The servicemen left for Phnom Penh in three groups from May 25 to June 22, 1976, on commercial flights. They would stop for a night in Peking (now Beijing), the only point of entry into Cambodia. Some called Coleman before they left.
“Those were some very difficult conversations,” she recalled. “It was horrible. Everyone was crying.” Coleman recounted her conversation with Huor.
“I said: ‘Will you be alright?’ And he said: ‘I don’t know.’ I said: ‘For God’s sake, don’t go. Come back. We’ll take care of you.’” Coleman paused at the memory, removed her glasses and wiped her eyes. “He said: ‘I gotta go.’”
A week later, Coleman received postcards, first from Athens, a refuelling stop, and the next week from China. “Peking is a lovely and silent city,” said one. It was the last she would ever hear from them.
Searching for lost friends After Phnom Penh fell in 1979, Coleman went to Thailand to work in the refugee camps. She posted photos and information about the servicemen on bulletin boards at the camps, but heard nothing.
More than a year later, Ben Kiernan, a genocide researcher, showed up at her office with a partial list of S-21 victims he had collected in post-genocide Phnom Penh. Coleman compared Kiernan’s list to one Huor had written for her in 1976, with the names of every Cambodian in the repatriate group. Dozens matched.
As far as anyone knows, the servicemen never saw their families. Based on information collected by DC-Cam, all of the men were sent to the Khmer-Russian Polytechnic Institute for “re-education” and, after, dispatched to various work camps on the outskirts of the emptied capital.
In one case, following Democratic Kampuchea’s collapse, the wife of repatriated serviceman Kim Phuoc Tuong contacted the US military asking where her husband was – she had no idea he had ever returned for her.

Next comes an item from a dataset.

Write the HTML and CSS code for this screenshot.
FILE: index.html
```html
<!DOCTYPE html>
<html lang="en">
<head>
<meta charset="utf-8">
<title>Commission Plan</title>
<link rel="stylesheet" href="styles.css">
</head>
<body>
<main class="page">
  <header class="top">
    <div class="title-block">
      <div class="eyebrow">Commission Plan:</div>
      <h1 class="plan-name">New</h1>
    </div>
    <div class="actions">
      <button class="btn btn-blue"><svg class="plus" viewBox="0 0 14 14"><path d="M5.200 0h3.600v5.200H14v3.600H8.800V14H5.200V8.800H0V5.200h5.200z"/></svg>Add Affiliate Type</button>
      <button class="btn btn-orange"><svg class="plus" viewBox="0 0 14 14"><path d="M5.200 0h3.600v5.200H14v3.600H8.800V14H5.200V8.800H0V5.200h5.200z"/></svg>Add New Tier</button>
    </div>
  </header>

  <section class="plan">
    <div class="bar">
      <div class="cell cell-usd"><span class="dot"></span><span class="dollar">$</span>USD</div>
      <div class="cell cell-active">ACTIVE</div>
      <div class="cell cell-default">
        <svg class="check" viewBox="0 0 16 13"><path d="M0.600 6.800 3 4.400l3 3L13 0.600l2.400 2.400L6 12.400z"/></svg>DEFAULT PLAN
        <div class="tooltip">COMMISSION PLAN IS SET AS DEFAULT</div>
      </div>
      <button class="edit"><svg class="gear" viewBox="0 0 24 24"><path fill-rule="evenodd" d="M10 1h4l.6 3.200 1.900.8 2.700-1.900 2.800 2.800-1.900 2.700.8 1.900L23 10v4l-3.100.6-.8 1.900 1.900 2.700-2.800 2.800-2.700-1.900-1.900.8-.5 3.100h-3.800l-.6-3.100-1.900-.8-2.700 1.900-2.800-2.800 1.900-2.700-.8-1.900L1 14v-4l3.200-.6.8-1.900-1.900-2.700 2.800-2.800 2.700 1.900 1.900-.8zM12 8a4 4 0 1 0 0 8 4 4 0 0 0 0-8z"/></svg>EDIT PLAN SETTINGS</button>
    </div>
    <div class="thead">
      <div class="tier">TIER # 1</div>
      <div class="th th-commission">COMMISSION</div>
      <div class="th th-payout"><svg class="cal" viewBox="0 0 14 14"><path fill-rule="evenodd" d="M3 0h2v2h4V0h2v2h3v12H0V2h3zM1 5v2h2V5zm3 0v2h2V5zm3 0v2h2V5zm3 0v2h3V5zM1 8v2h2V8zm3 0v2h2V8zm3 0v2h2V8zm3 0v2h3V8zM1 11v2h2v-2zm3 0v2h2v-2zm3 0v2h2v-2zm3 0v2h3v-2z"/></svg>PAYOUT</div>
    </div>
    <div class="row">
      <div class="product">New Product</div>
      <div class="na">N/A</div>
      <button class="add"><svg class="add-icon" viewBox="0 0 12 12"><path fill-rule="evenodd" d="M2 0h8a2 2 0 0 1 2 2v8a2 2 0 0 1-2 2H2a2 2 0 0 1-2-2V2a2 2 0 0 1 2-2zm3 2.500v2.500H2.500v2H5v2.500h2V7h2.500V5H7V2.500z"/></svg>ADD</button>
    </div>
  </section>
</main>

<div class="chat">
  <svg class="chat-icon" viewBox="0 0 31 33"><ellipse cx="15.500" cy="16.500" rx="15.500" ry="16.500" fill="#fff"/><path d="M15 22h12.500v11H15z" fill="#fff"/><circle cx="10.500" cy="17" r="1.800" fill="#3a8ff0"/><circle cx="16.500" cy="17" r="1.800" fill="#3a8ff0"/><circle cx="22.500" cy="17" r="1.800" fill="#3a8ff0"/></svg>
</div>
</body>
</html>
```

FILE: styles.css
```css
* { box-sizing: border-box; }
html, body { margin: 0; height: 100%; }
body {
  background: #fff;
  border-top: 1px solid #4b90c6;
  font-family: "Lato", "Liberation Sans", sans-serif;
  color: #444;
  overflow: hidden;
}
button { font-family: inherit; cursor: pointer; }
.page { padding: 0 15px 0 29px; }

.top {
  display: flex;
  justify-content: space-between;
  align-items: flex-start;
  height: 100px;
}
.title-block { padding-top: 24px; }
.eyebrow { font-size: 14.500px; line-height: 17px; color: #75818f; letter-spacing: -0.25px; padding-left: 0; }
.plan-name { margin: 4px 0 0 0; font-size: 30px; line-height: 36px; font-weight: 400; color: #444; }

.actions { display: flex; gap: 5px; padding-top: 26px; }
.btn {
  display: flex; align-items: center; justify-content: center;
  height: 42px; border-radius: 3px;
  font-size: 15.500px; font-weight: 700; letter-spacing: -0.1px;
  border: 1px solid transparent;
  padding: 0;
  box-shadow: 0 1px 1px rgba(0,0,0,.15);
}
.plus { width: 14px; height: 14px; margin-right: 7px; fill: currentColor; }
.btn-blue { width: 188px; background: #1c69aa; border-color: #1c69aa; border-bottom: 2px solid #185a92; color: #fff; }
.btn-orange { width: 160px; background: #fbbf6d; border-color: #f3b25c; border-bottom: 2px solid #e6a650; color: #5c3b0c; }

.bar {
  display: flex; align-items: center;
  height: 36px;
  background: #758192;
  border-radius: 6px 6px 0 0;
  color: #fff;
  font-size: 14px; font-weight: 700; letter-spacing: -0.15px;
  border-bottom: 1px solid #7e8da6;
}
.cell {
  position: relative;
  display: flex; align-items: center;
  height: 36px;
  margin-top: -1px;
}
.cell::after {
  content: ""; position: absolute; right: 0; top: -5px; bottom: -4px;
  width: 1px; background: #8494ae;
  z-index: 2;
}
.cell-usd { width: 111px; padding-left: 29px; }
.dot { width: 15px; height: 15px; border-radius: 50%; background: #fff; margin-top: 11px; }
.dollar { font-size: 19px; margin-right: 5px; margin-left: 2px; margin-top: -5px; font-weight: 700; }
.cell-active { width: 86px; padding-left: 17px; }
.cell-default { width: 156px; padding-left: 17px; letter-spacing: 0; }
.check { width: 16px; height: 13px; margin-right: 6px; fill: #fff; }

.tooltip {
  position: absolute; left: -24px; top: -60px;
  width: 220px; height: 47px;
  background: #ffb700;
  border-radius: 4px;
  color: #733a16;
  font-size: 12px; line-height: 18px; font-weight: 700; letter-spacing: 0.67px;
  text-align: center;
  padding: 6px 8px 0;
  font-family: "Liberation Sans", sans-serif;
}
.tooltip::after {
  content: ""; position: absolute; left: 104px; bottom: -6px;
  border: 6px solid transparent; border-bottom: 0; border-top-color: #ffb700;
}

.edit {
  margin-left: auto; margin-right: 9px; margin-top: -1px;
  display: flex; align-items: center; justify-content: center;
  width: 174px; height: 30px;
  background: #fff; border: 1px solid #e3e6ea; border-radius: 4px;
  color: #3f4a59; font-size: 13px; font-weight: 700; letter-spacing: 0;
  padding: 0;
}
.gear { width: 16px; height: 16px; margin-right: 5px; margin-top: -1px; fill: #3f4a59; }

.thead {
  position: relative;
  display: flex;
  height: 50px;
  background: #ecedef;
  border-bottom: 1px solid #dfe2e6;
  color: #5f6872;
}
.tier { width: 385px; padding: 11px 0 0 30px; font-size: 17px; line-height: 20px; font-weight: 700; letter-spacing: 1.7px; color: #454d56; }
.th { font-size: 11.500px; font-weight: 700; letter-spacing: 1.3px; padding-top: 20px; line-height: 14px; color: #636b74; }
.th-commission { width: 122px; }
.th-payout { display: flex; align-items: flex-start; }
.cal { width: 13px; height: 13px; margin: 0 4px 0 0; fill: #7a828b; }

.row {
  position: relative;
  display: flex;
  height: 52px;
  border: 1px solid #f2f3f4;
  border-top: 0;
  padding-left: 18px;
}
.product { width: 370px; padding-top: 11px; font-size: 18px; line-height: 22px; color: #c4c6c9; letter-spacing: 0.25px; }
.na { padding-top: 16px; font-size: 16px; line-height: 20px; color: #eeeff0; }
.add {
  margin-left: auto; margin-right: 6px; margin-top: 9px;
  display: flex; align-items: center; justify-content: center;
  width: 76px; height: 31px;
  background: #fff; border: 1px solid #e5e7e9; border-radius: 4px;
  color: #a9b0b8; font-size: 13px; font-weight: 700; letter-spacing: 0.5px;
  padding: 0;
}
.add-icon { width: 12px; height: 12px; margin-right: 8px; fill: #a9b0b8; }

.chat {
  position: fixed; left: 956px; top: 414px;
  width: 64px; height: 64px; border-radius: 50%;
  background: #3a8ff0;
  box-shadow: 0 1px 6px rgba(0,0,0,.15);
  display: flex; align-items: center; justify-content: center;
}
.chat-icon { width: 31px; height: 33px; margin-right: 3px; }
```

There were at least 232 Cambodians repatriated to DK from around the world in 1975 and 1976, according to a list recently compiled by DC-Cam.
Expatriates returned for a variety of reasons, said director Youk Chhang. Some truly believed the new regime would bring prosperity and wanted to lend a hand. Others couldn’t bear to be separated from families and friends. All stepped unwittingly into a genocide.
Chhang estimated that only 5 to 10 per cent of repatriates outlived Cambodian communism. None of the servicemen survived, he added. They were all killed. “I think Cindy feels a sense of guilt for helping them come back,” said Chhang from his office. “But I tell her: ‘It’s not your fault.’”
According to the “confessions” they were forced to write before being executed, Huor and Lena floated down the river through the night. They made it 10 kilometres before Lena told Huor he was feeling unwell and they took refuge at Dei Ith, where the river narrows. Later, others would try to escape Cambodia the same way and the Khmer Rouge would set up guard positions there, but at that time, there were only farmers in the area.
Through the day, Lena and Huor rested on the bank. They found corn growing nearby and ate it raw. In the late afternoon, they heard voices. They panicked and hid in the trees. Some hours later they decided to enter the river again, but a group of farmers found the pair and gave them up to authorities. Lena and Huor had weapons, but in Huor’s confession he says nothing about fighting back.
Forty years later sitting at a desk in Chhang’s office, Coleman flipped through the record book from Democratic Kampuchea’s Paris consulate.
That morning, she had confirmed with DC-Cam researchers that four more servicemen under her care had died at S-21, bringing the number to 32, as well as eight from the refugee families – she had assumed they had all survived.
Each yellowed page of the record book had a passport photo and a file typed in Khmer. Coleman came to Huor’s page and paused.
“Look at those eyes,” she said finally. “So lively and smart. Soft and poetic.”